─── Information shown ───

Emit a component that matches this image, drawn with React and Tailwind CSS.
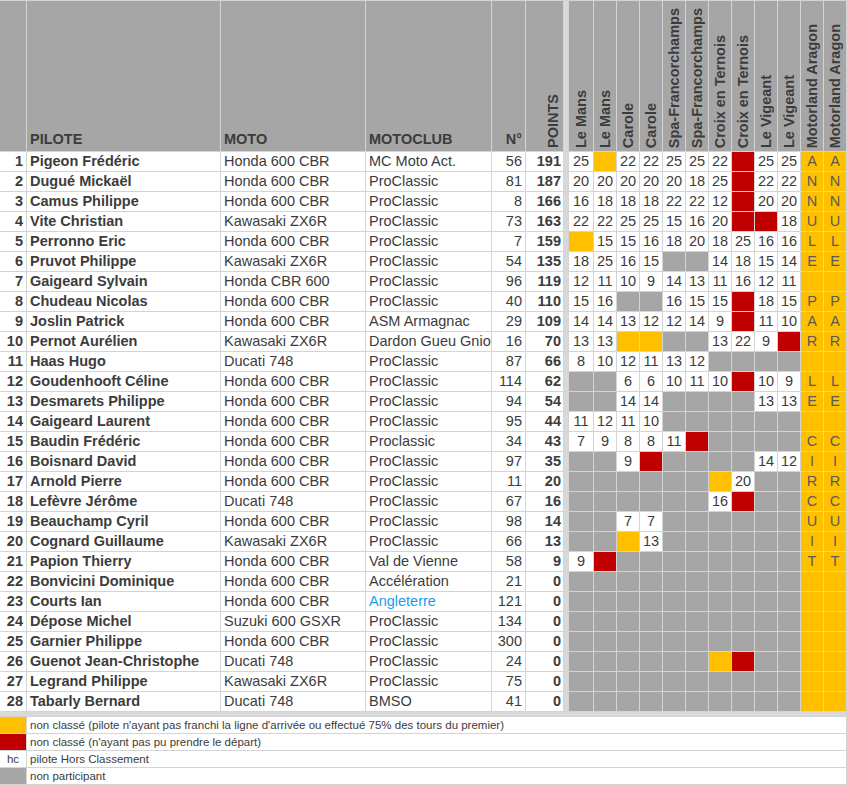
const races = ['Le Mans', 'Le Mans', 'Carole', 'Carole', 'Spa-Francorchamps', 'Spa-Francorchamps', 'Croix en Ternois', 'Croix en Ternois', 'Le Vigeant', 'Le Vigeant', 'Motorland Aragon', 'Motorland Aragon'];

const rows = [
  [1, 'Pigeon Frédéric', 'Honda 600 CBR', 'MC Moto Act.', 56, 191, '25 Y 22 22 25 25 22 R 25 25', 'A'],
  [2, 'Dugué Mickaël', 'Honda 600 CBR', 'ProClassic', 81, 187, '20 20 20 20 20 18 25 R 22 22', 'N'],
  [3, 'Camus Philippe', 'Honda 600 CBR', 'ProClassic', 8, 166, '16 18 18 18 22 22 12 R 20 20', 'N'],
  [4, 'Vite Christian', 'Kawasaki ZX6R', 'ProClassic', 73, 163, '22 22 25 25 15 16 20 R R 18', 'U'],
  [5, 'Perronno Eric', 'Honda 600 CBR', 'ProClassic', 7, 159, 'Y 15 15 16 18 20 18 25 16 16', 'L'],
  [6, 'Pruvot Philippe', 'Kawasaki ZX6R', 'ProClassic', 54, 135, '18 25 16 15 G G 14 18 15 14', 'E'],
  [7, 'Gaigeard Sylvain', 'Honda CBR 600', 'ProClassic', 96, 119, '12 11 10 9 14 13 11 16 12 11', ''],
  [8, 'Chudeau Nicolas', 'Honda 600 CBR', 'ProClassic', 40, 110, '15 16 G G 16 15 15 R 18 15', 'P'],
  [9, 'Joslin Patrick', 'Honda 600 CBR', 'ASM Armagnac', 29, 109, '14 14 13 12 12 14 9 R 11 10', 'A'],
  [10, 'Pernot Aurélien', 'Kawasaki ZX6R', 'Dardon Gueu Gnion', 16, 70, '13 13 Y Y G G 13 22 9 R', 'R'],
  [11, 'Haas Hugo', 'Ducati 748', 'ProClassic', 87, 66, '8 10 12 11 13 12 G G G G', ''],
  [12, 'Goudenhooft Céline', 'Honda 600 CBR', 'ProClassic', 114, 62, 'G G 6 6 10 11 10 R 10 9', 'L'],
  [13, 'Desmarets Philippe', 'Honda 600 CBR', 'ProClassic', 94, 54, 'G G 14 14 G G G G 13 13', 'E'],
  [14, 'Gaigeard Laurent', 'Honda 600 CBR', 'ProClassic', 95, 44, '11 12 11 10 G G G G G G', ''],
  [15, 'Baudin Frédéric', 'Honda 600 CBR', 'Proclassic', 34, 43, '7 9 8 8 11 R G G G G', 'C'],
  [16, 'Boisnard David', 'Honda 600 CBR', 'ProClassic', 97, 35, 'G G 9 R G G G G 14 12', 'I'],
  [17, 'Arnold Pierre', 'Honda 600 CBR', 'ProClassic', 11, 20, 'G G G G G G Y 20 G G', 'R'],
  [18, 'Lefèvre Jérôme', 'Ducati 748', 'ProClassic', 67, 16, 'G G G G G G 16 R G G', 'C'],
  [19, 'Beauchamp Cyril', 'Honda 600 CBR', 'ProClassic', 98, 14, 'G G 7 7 G G G G G G', 'U'],
  [20, 'Cognard Guillaume', 'Kawasaki ZX6R', 'ProClassic', 66, 13, 'G G Y 13 G G G G G G', 'I'],
  [21, 'Papion Thierry', 'Honda 600 CBR', 'Val de Vienne', 58, 9, '9 R G G G G G G G G', 'T'],
  [22, 'Bonvicini Dominique', 'Honda 600 CBR', 'Accélération', 21, 0, 'G G G G G G G G G G', ''],
  [23, 'Courts Ian', 'Honda 600 CBR', 'Angleterre', 121, 0, 'G G G G G G G G G G', ''],
  [24, 'Dépose Michel', 'Suzuki 600 GSXR', 'ProClassic', 134, 0, 'G G G G G G G G G G', ''],
  [25, 'Garnier Philippe', 'Honda 600 CBR', 'ProClassic', 300, 0, 'G G G G G G G G G G', ''],
  [26, 'Guenot Jean-Christophe', 'Ducati 748', 'ProClassic', 24, 0, 'G G G G G G Y R G G', ''],
  [27, 'Legrand Philippe', 'Kawasaki ZX6R', 'ProClassic', 75, 0, 'G G G G G G G G G G', ''],
  [28, 'Tabarly Bernard', 'Ducati 748', 'BMSO', 41, 0, 'G G G G G G G G G G', ''],
];

const legend = [
  { swatch: 'bg-[#ffc000]', text: "non classé (pilote n'ayant pas franchi la ligne d'arrivée ou effectué 75% des tours du premier)" },
  { swatch: 'bg-[#c00000]', text: "non classé (n'ayant pas pu prendre le départ)" },
  { swatch: 'bg-white', label: 'hc', text: 'pilote Hors Classement' },
  { swatch: 'bg-[#a6a6a6]', text: 'non participant' },
];

function RaceCell({ value }) {
  if (value === 'Y') return <div className="bg-[#ffc000]" />;
  if (value === 'R') return <div className="bg-[#c00000]" />;
  if (value === 'G') return <div className="bg-[#a6a6a6]" />;
  return <div className="bg-white text-center">{value}</div>;
}

function VerticalHeader({ label }) {
  return (
    <div className="flex items-end justify-center bg-[#a6a6a6] pb-[3px]">
      <span className="rotate-180 whitespace-nowrap font-bold [writing-mode:vertical-rl]">{label}</span>
    </div>
  );
}

export default function App() {
  return (
    <div
      className="w-[847px] bg-[#d4d4d4] pt-px pb-px text-[14.5px] leading-[19px] text-[#3c3c3c]"
      style={{ fontFamily: '"Liberation Sans", Arial, sans-serif' }}
    >
      <div className="grid grid-cols-[26px_193px_144px_125px_33px_37px_4px_24px_repeat(11,22px)] gap-px pr-px">
        <div className="h-[150px] bg-[#a6a6a6]" />
        <div className="flex items-end bg-[#a6a6a6] pb-[2px] pl-[3px] font-bold">PILOTE</div>
        <div className="flex items-end bg-[#a6a6a6] pb-[2px] pl-[3px] font-bold">MOTO</div>
        <div className="flex items-end bg-[#a6a6a6] pb-[2px] pl-[3px] font-bold">MOTOCLUB</div>
        <div className="flex items-end justify-end bg-[#a6a6a6] pb-[2px] pr-[3px] font-bold">N°</div>
        <div className="flex items-end justify-end bg-[#a6a6a6] pb-[3px]">
          <span className="rotate-180 font-bold [writing-mode:vertical-rl]">POINTS</span>
        </div>
        <div className="bg-[#d9d9d9]" />
        {races.map((race, i) => (
          <VerticalHeader key={i} label={race} />
        ))}

        {rows.map(([rank, pilote, moto, club, num, points, results, letter]) => (
          <div key={rank} className="contents">
            <div className="h-[19px] bg-white pr-[3px] text-right font-bold">{rank}</div>
            <div className="overflow-hidden whitespace-nowrap bg-white pl-[3px] font-bold">{pilote}</div>
            <div className="overflow-hidden whitespace-nowrap bg-white pl-[3px]">{moto}</div>
            <div
              className={`overflow-hidden whitespace-nowrap bg-white pl-[3px] ${club === 'Angleterre' ? 'text-[#1e9be8]' : ''}`}
            >
              {club}
            </div>
            <div className="bg-white pr-[3px] text-right">{num}</div>
            <div className="bg-white pr-[2px] text-right font-bold">{points}</div>
            <div className="bg-[#d9d9d9]" />
            {results.split(' ').map((value, i) => (
              <RaceCell key={i} value={value} />
            ))}
            <div className="bg-[#ffc000] text-center text-[#5a5a5a]">{letter}</div>
            <div className="bg-[#ffc000] text-center text-[#5a5a5a]">{letter}</div>
          </div>
        ))}

        <div className="col-[1/-1] h-[4px] bg-[#d9d9d9]" />

        {legend.map((item, i) => (
          <div key={i} className="contents">
            <div className={`h-[16px] text-center text-[11.5px] leading-[16px] ${item.swatch}`}>{item.label}</div>
            <div className="col-[2/-1] whitespace-nowrap bg-white pl-[3px] text-[11.5px] leading-[16px]">{item.text}</div>
          </div>
        ))}
      </div>
    </div>
  );
}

───

(Job):
From the first line above through the line containing "const races = ['Le", copy everything exactly, without the pictures.

(Answer for this exercise):
Emit a component that matches this image, drawn with React and Tailwind CSS.
const races = ['Le Mans', 'Le Mans', 'Carole', 'Carole', 'Spa-Francorchamps', 'Spa-Francorchamps', 'Croix en Ternois', 'Croix en Ternois', 'Le Vigeant', 'Le Vigeant', 'Motorland Aragon', 'Motorland Aragon'];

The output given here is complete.